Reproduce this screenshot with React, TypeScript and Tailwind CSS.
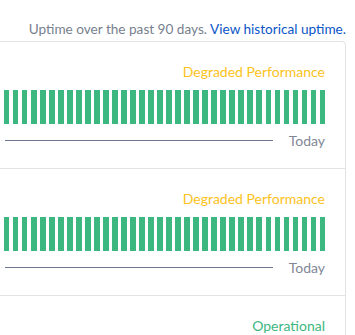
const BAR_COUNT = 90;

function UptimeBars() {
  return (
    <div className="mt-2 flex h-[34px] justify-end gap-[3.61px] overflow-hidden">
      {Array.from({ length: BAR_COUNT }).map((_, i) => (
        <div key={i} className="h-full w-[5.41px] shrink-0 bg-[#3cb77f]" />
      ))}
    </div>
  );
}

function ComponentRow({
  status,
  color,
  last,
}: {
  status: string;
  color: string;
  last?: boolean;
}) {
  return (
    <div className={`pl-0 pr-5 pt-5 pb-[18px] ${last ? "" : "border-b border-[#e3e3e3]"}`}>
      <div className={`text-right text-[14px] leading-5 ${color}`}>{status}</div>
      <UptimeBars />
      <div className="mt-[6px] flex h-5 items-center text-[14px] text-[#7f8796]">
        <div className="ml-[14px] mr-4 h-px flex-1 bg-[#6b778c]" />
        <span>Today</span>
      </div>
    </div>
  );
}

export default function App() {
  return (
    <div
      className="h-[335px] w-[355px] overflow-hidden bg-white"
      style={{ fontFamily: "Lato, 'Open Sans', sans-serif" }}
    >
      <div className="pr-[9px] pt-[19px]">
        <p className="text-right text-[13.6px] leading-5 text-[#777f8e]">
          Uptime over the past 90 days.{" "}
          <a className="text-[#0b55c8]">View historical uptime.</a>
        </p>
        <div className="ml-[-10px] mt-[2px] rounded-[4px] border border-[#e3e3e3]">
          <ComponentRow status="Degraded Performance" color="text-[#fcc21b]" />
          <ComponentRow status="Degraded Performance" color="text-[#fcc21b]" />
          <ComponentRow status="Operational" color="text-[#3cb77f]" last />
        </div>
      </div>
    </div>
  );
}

§ §

## EXERCISE PROMPT
Except for the pictures, give all the material above again verbatim.

## SOLVED EXERCISE
Reproduce this screenshot with React, TypeScript and Tailwind CSS.
const BAR_COUNT = 90;

function UptimeBars() {
  return (
    <div className="mt-2 flex h-[34px] justify-end gap-[3.61px] overflow-hidden">
      {Array.from({ length: BAR_COUNT }).map((_, i) => (
        <div key={i} className="h-full w-[5.41px] shrink-0 bg-[#3cb77f]" />
      ))}
    </div>
  );
}

function ComponentRow({
  status,
  color,
  last,
}: {
  status: string;
  color: string;
  last?: boolean;
}) {
  return (
    <div className={`pl-0 pr-5 pt-5 pb-[18px] ${last ? "" : "border-b border-[#e3e3e3]"}`}>
      <div className={`text-right text-[14px] leading-5 ${color}`}>{status}</div>
      <UptimeBars />
      <div className="mt-[6px] flex h-5 items-center text-[14px] text-[#7f8796]">
        <div className="ml-[14px] mr-4 h-px flex-1 bg-[#6b778c]" />
        <span>Today</span>
      </div>
    </div>
  );
}

export default function App() {
  return (
    <div
      className="h-[335px] w-[355px] overflow-hidden bg-white"
      style={{ fontFamily: "Lato, 'Open Sans', sans-serif" }}
    >
      <div className="pr-[9px] pt-[19px]">
        <p className="text-right text-[13.6px] leading-5 text-[#777f8e]">
          Uptime over the past 90 days.{" "}
          <a className="text-[#0b55c8]">View historical uptime.</a>
        </p>
        <div className="ml-[-10px] mt-[2px] rounded-[4px] border border-[#e3e3e3]">
          <ComponentRow status="Degraded Performance" color="text-[#fcc21b]" />
          <ComponentRow status="Degraded Performance" color="text-[#fcc21b]" />
          <ComponentRow status="Operational" color="text-[#3cb77f]" last />
        </div>
      </div>
    </div>
  );
}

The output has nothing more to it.